-- Start of Supplied information --
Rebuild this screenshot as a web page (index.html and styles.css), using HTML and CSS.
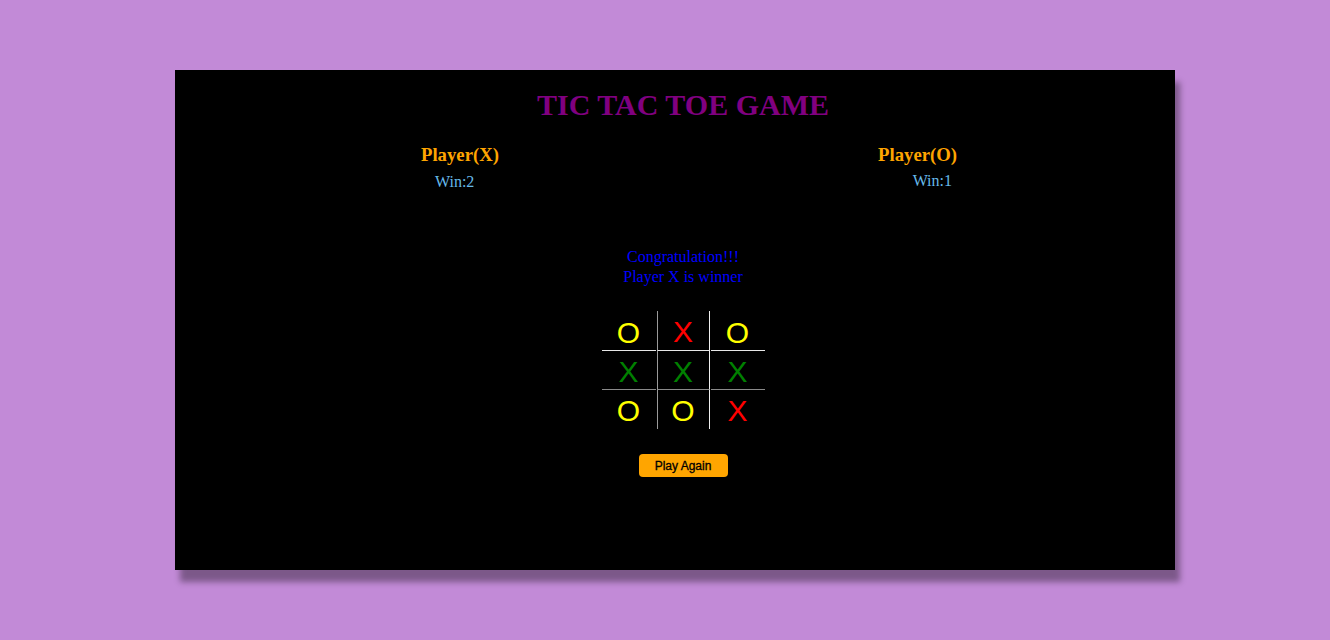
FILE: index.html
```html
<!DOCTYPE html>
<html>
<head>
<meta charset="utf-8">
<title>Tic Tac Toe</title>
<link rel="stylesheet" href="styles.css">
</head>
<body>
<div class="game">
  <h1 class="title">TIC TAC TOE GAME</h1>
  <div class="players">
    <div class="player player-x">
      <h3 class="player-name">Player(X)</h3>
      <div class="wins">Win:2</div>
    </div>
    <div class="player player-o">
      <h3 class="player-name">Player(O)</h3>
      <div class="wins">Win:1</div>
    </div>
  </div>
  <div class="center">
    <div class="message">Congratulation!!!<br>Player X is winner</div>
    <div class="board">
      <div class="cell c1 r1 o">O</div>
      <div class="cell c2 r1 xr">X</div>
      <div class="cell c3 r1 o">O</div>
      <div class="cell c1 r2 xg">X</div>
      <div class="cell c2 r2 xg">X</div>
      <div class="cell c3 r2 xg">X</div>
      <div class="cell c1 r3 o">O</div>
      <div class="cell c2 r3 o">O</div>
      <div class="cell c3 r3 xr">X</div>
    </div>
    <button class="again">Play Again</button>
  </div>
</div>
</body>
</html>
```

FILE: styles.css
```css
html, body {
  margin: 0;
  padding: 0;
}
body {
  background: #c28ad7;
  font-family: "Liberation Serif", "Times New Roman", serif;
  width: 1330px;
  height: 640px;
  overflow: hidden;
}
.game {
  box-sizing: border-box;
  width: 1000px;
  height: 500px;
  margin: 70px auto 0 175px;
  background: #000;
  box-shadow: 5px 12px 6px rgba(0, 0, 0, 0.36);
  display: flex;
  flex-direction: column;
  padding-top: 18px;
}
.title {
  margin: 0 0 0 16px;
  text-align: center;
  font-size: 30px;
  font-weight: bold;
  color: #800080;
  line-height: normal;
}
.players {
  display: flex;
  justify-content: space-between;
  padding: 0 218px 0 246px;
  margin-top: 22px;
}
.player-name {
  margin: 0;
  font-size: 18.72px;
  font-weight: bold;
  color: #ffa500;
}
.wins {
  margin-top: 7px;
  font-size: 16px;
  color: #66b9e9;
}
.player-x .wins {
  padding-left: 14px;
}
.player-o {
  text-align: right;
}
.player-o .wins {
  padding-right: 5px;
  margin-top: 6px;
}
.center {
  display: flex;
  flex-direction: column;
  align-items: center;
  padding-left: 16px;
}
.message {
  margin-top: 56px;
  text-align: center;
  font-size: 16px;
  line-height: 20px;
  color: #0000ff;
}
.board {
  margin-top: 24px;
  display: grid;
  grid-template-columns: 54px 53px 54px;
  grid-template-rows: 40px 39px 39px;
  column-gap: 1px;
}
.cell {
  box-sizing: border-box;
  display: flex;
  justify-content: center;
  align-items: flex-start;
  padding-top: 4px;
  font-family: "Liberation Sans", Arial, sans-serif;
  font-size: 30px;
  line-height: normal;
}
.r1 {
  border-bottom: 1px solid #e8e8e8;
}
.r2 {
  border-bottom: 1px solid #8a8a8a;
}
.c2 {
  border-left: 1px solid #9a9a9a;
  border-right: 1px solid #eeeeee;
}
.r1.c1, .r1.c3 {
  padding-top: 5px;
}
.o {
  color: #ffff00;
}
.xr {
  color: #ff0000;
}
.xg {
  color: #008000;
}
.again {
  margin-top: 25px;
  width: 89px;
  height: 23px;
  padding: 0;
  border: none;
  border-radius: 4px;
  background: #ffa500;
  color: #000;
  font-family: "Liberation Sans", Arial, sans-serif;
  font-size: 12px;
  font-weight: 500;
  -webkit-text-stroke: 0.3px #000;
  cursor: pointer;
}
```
-- End of Supplied information --
Write the number of lines containing the word "index" and nothing besides it.

2